Thérèse Baril Morin tisse depuis plus de quarante ans, une passion née du désir de passer du temps avec ses parents, Jacques et Lucienne Barry, eux-mêmes tisserands. «Je marchais chez mes parents pour tisser quelques heures avant de rentrer à la maison.»
Bien qu’elle se souvienne avec humour de son premier foulard imparfait, Thérèse a depuis créé de nombreuses œuvres, son projet préféré étant un châle réalisé avec de la laine de Trois-Rivières au Québec. Ayant une grande famille, elle explique, avec le sourire, qu’il serait impossible de tisser des cadeaux pour tout le monde. «Non, ça serait la bataille!» Cette année, elle met donc de côté les cadeaux faits main pour les Fêtes. Elle conserve néanmoins précieusement les couvertures tissées que son père lui avait offertes.
Après 25 ans de carrière dans les écoles francophones, Rita Hébert a découvert le tissage à sa retraite, encouragée par Thérèse Baril Morin qui l’a guidée dès ses premiers pas.

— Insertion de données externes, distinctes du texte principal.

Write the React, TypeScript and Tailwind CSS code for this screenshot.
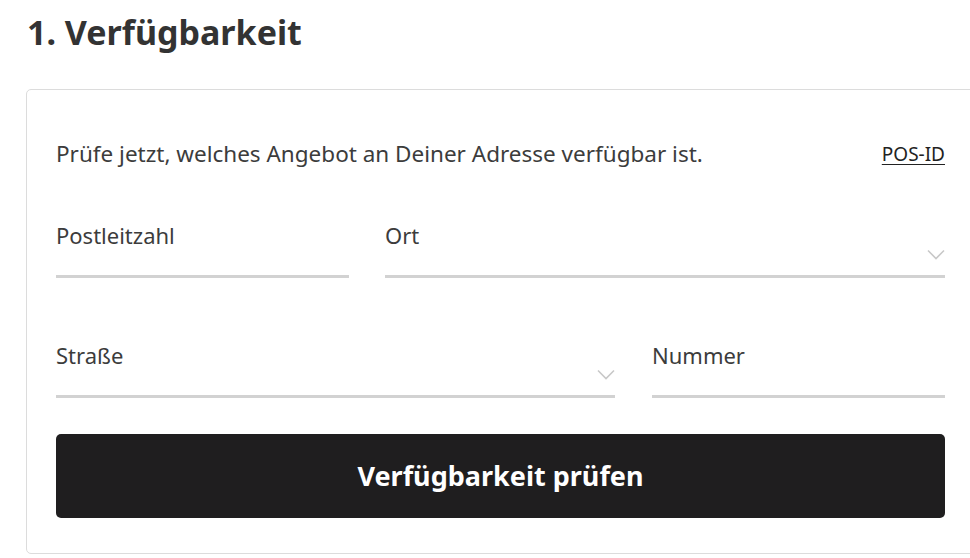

Son tout premier projet, un tapis aux couleurs de Noël – rouge, blanc et vert – lui a permis de développer son amour pour «passer la navette», même si «les bords n’étaient pas trop droits!» Depuis, le tissage est devenu une passion. «Ma famille s’attend toujours à recevoir des linges de vaisselle à Noël, des tapis ou des foulards.»
Rita se rappelle avec fierté un défi qu’elle s’était lancé après avoir appris à tisser : confectionner dix couvertures, chacune de la couleur préférée de ses petits-enfants. «Ces couvertures, dit-elle, leur permettent de s’envelopper dans l’amour de grand-maman.»
Marie Shorpe, l’une des plus jeunes membres du club de tissage de Saint-Joachim, tisse depuis quand même longtemps. Ayant commencé à tisser quand elle vivait encore à Saint-Paul, elle a ralenti pour élever ses enfants, puis a retrouvé cette passion à la retraite.
Son tout premier projet, une nappe, a marqué le début d’une aventure créative qui se poursuit aujourd’hui. Cet automne, elle a préparé des foulards vert et blanc pour Noël, utilisant un patron qui mobilisait les huit pédales du métier à tisser. «Le tissage, c’est plein de créativité, c’est le fun!», dit-elle avec enthousiasme.
Une histoire riche et fascinante
Le club de tissage de Saint-Joachim possède une histoire riche et fascinante. «À l’origine, le groupe a commencé avec des personnes qui voulaient apprendre le fléché», raconte Thérèse, dont les parents faisaient partie des premiers membres du club. Cette technique traditionnelle permet de tisser, entre autres, des ceintures fléchées. Toutefois, comme elle l’explique, le fléché demande beaucoup de dextérité et ce n’est pas pour tout le monde. Cette limitation a poussé le groupe à évoluer vers le tissage sur métiers.
Dans les Prairies canadiennes, le tissage a connu un essor dans les années 1940 grâce à des initiatives comme celle de la compagnie de grains Searle, qui encourageait cet artisanat dans les communautés rurales. Marie, originaire de Saint-Paul, se souvient avoir appris à tisser sur un métier probablement obtenu dans le cadre de cette initiative.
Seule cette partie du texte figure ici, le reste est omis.